O cientista político Alberto Vannucci, professor da Universidade de Pisa, na Itália, é um dos maiores pesquisadores da operação Mãos Limpas (em italiano Mani Pulite), que, nos anos 90, revelou uma série de esquemas de corrupção envolvendo políticos e empresários italianos. A Mani Pulite causou grandes mudanças no sistema político e teve como consequência o fim da chamada Primeira República Italiana, provocando o desaparecimento de diferentes partidos. Em seu lado mais trágico, resultou até no suicídio de envolvidos. No Brasil, a Mãos Limpas é apontada como inspiração para a operação Lava Jato e, por isso, as comparações são inevitáveis. Vannucci, que dedicou décadas de estudo ao tema da corrupção, não é um entusiasta da Mãos Limpas. Para embasar seus argumentos cita, entre outros pontos, a história da Itália após a operação. Na entrevista que concedeu ao Correio do Povo, por e-mail, o professor aponta para a  necessidade de mudanças estruturais e profundas caso o Brasil deseje de fato combater a corrupção sistêmica

CP: O senhor demonstrou que, na Itália, a operação Mãos Limpas deixou a corrupção exposta, mas não acabou com ela. Mais do que isso, deu origem a mecanismos mais sofisticados de corrupção. Isso pode acontecer no Brasil com a Lava Jato?
Alberto Vanucci: Na Itália, a Mãos Limpas teve como efeito inesperado e indesejado uma espécie de seleção darwiniana, uma nova espécie de corruptos e corruptores, que aprenderam com os erros dos seus antecessores envolvidos nas investigações, produzindo assim um padrão de corrupção ainda endêmica, mas mais bem organizada.

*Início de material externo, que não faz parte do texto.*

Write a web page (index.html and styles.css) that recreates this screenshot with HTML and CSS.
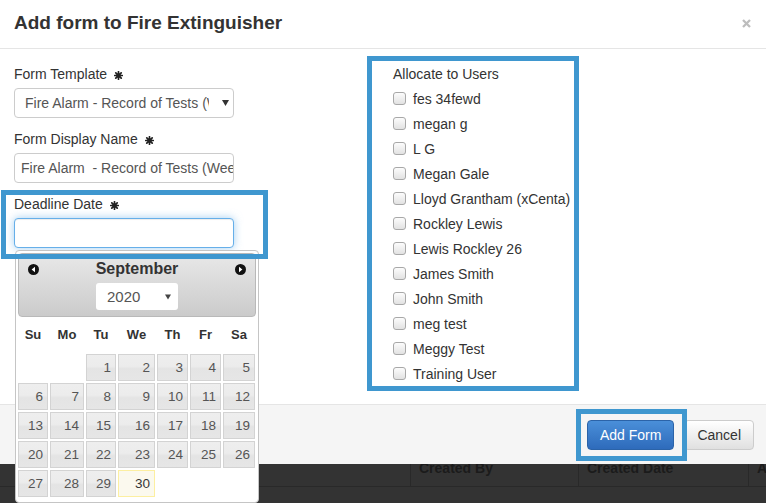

E, portanto, mais difícil de ser identificada e de ser perseguida pelo poder judicial. Ela pode ser definida como uma corrupção sistêmica 2.0. Um processo semelhante pode acontecer no Brasil. Na verdade, pode ocorrer em qualquer situação onde exista corrupção sistêmica, que é quando a prática tem raízes profundas na vida política e administrativa e se torna a bússola de decisões empresariais, que buscam políticas de proteção e anuência. Enquanto as raízes da corrupção permanecem vivas, há risco de que seus fenômenos evoluam e se reproduzam de formas mais sofisticadas, fazendo com que se torne muito difícil que uma investigação judicial, mesmo uma investigação importante, como é a Lava Jato, possa romper com elas. Para que esse rompimento aconteça são necessárias reformas profundas e uma cobrança moral da opinião pública.

CP: O que gera corrupção sistêmica? Quais são os mecanismos para combatê-la? São mecanismos que podem ser adotados a curto prazo ou dependem de fatores de longo prazo?
Vanucci: A corrupção sistêmica é gerada a partir da apropriação organizada e controlada de grandes quantidades de recursos públicos por códigos informais de conduta. Esses recursos são excluídos da comunidade e redistribuídos na forma de receitas, subornos, contratos públicos, concessões, etc., entre um círculo restrito de pessoas que pertencem à elite profissional, política, econômica e administrativa do país. As condições para o desenvolvimento da corrupção sistêmica, por um lado, são um controle e um accountability (prestação de contas, responsabilidade com a ética, transparência) deficientes em relação às políticas institucionais e sociais. E, por outro, a capacidade dos protagonistas em gerir suas atividades ilegais, ocultando a apropriação dos recursos coletivos dos outros. Existem mecanismos para combater a corrupção sistêmica. Mas, para além das reformas desejáveis e de senso comum, claramente partilhadas por quem se preocupa com a boa governança, é necessário formar um terreno político e cultural refratário à desonestidade dos que governam, que faça secar as raízes sociais e culturais da corrupção. Estes são fatores bem compreendidos por quem conhece os exemplos de países virtuosos (como os da Escandinávia), que colocam em debate a necessidade de pesados investimentos em educação pública, para incentivar o fortalecimento de uma cultura cívica e ativar os mecanismos de participação política a partir da base.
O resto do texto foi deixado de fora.